IS aren't idiots. Abhorrent, despicable humans, perhaps, but not idiots. They know full well that the response to their attacks will be an increase in military action, and so they carry out the attacks because they want more bombs falling, more guns firing. They were born out of the Iraq conflict; violence empowers them and fuels their growth and supports their narrative about the West and its evils.
It's no coincidence that this vicious, visible attack comes on the back of Europe accepting so many refugees. That mercy completely undermined the IS world-view, and they needed to get us back on message, as it were. They needed us to start acting like arrogant, violent conquerors again.
We won't ever defeat IS by following their plan for us.

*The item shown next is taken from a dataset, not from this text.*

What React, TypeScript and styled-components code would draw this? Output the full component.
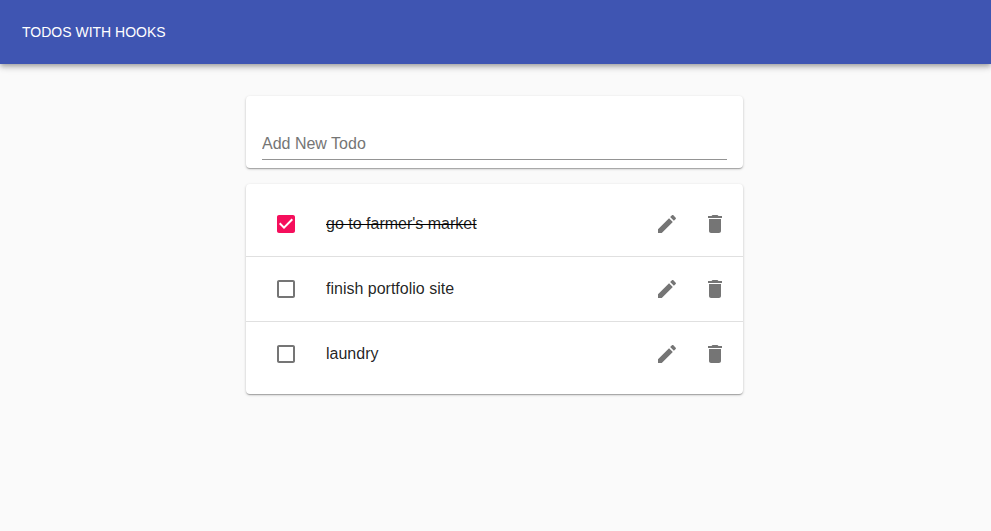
import React, { useState } from "react";
import styled, { createGlobalStyle } from "styled-components";

const GlobalStyle = createGlobalStyle`
  *, *::before, *::after { box-sizing: border-box; }
  body {
    margin: 0;
    background: #fafafa;
    color: rgba(0, 0, 0, 0.87);
    font-family: "Liberation Sans", Helvetica, Arial, sans-serif;
    -webkit-font-smoothing: antialiased;
  }
`;

const Page = styled.div`
  min-height: 100vh;
`;

const AppBar = styled.header`
  position: relative;
  display: flex;
  align-items: center;
  height: 64px;
  padding: 0 22px;
  background: #3f55b2;
  color: #fff;
  box-shadow: 0 2px 4px -1px rgba(0, 0, 0, 0.2), 0 4px 5px 0 rgba(0, 0, 0, 0.14),
    0 1px 10px 0 rgba(0, 0, 0, 0.12);
`;

const Title = styled.h1`
  margin: 0;
  font-size: 14px;
  font-weight: 400;
  line-height: 20px;
`;

const Content = styled.main`
  display: flex;
  flex-direction: column;
  gap: 16px;
  width: 497px;
  margin: 32px 0 0 246px;
`;

const Paper = styled.section`
  background: #fff;
  border-radius: 4px;
  box-shadow: 0 1px 3px 0 rgba(0, 0, 0, 0.2), 0 1px 1px 0 rgba(0, 0, 0, 0.14),
    0 2px 1px -1px rgba(0, 0, 0, 0.12);
`;

const FormPaper = styled(Paper)`
  height: 72px;
  padding: 32px 16px 8px;
`;

const TodoInput = styled.input`
  display: block;
  width: 100%;
  height: 32px;
  padding: 0;
  border: 0;
  border-bottom: 1px solid #949494;
  outline: 0;
  background: none;
  font: 16px "Liberation Sans", Helvetica, Arial, sans-serif;
  &::placeholder { color: #757575; opacity: 1; }
`;

const List = styled.ul`
  margin: 0;
  padding: 8px 0;
  list-style: none;
`;

const Item = styled.li`
  display: flex;
  align-items: center;
  height: 64px;
  padding: 0 4px 0 16px;
  & + & { height: 65px; border-top: 1px solid #e0e0e0; }
`;

const IconButton = styled.button<{ $active?: boolean }>`
  display: flex;
  flex: none;
  padding: 12px;
  border: 0;
  background: none;
  color: ${(p) => (p.$active ? "#f50f5c" : "#757575")};
  cursor: pointer;
`;

const Icon = styled.svg`
  width: 24px;
  height: 24px;
  fill: currentColor;
`;

const Task = styled.span<{ $done: boolean }>`
  flex: 1;
  padding-left: 16px;
  font-size: 16px;
  line-height: 24px;
  text-decoration: ${(p) => (p.$done ? "line-through #000" : "none")};
`;

const paths = {
  checked:
    "M19 3H5c-1.11 0-2 .9-2 2v14c0 1.1.89 2 2 2h14c1.11 0 2-.9 2-2V5c0-1.1-.89-2-2-2zm-9 14l-5-5 1.41-1.41L10 14.17l7.59-7.59L19 8l-9 9z",
  unchecked:
    "M19 5v14H5V5h14m0-2H5c-1.1 0-2 .9-2 2v14c0 1.1.9 2 2 2h14c1.1 0 2-.9 2-2V5c0-1.1-.9-2-2-2z",
  edit: "M3 17.25V21h3.75L17.81 9.94l-3.75-3.75L3 17.25zM20.71 7.04c.39-.39.39-1.02 0-1.41l-2.34-2.34c-.39-.39-1.02-.39-1.41 0l-1.83 1.83 3.75 3.75 1.83-1.83z",
  remove: "M6 19c0 1.1.9 2 2 2h8c1.1 0 2-.9 2-2V7H6v12zM19 4h-3.5l-1-1h-5l-1 1H5v2h14V4z",
};

const Glyph = ({ name }: { name: keyof typeof paths }) => (
  <Icon viewBox="0 0 24 24" aria-hidden="true">
    <path d={paths[name]} />
  </Icon>
);

const initialTodos = [
  { id: 1, task: "go to farmer's market", done: true },
  { id: 2, task: "finish portfolio site", done: false },
  { id: 3, task: "laundry", done: false },
];

export default function App() {
  const [todos, setTodos] = useState(initialTodos);
  const toggle = (id: number) =>
    setTodos(todos.map((t) => (t.id === id ? { ...t, done: !t.done } : t)));
  const remove = (id: number) => setTodos(todos.filter((t) => t.id !== id));

  return (
    <Page>
      <GlobalStyle />
      <AppBar>
        <Title>TODOS WITH HOOKS</Title>
      </AppBar>
      <Content>
        <FormPaper>
          <TodoInput placeholder="Add New Todo" />
        </FormPaper>
        <Paper>
          <List>
            {todos.map(({ id, task, done }) => (
              <Item key={id}>
                <IconButton $active={done} onClick={() => toggle(id)}>
                  <Glyph name={done ? "checked" : "unchecked"} />
                </IconButton>
                <Task $done={done}>{task}</Task>
                <IconButton>
                  <Glyph name="edit" />
                </IconButton>
                <IconButton onClick={() => remove(id)}>
                  <Glyph name="remove" />
                </IconButton>
              </Item>
            ))}
          </List>
        </Paper>
      </Content>
    </Page>
  );
}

No, you cannot legislate the evil out of the world, as one meme doing the rounds purports; but nor do I think giving good men guns is sufficient. I am not so naïve as to think we can go without a military--this is not that world, not yet. But if violence is the flood, the military can only ever be the sandbags, the temporary defence while we build a higher, stronger wall against the flood waters. That wall must be built of better stuff than violence.
This is the response. This is how the world has to react. Not in hate, vengeance, or division, because that is what IS want. They win if they defeat us and they win if they turn us into them.
The only possible way we can win is to be better than them, to hold our heads higher and show the world what it could be, not what it has been. To recognise we aren't different, we're all just people. The world was made for love, and everything we've ever built has been for love, and to turn to hate is to turn on everything we've ever fought for.
I may well be wrong on all of the above. Nothing I say is ever concrete. Everything I say is up for debate. And most of it is simply my attempt to organise my own thoughts; I think the brain in my fingers is better than the brain in my head.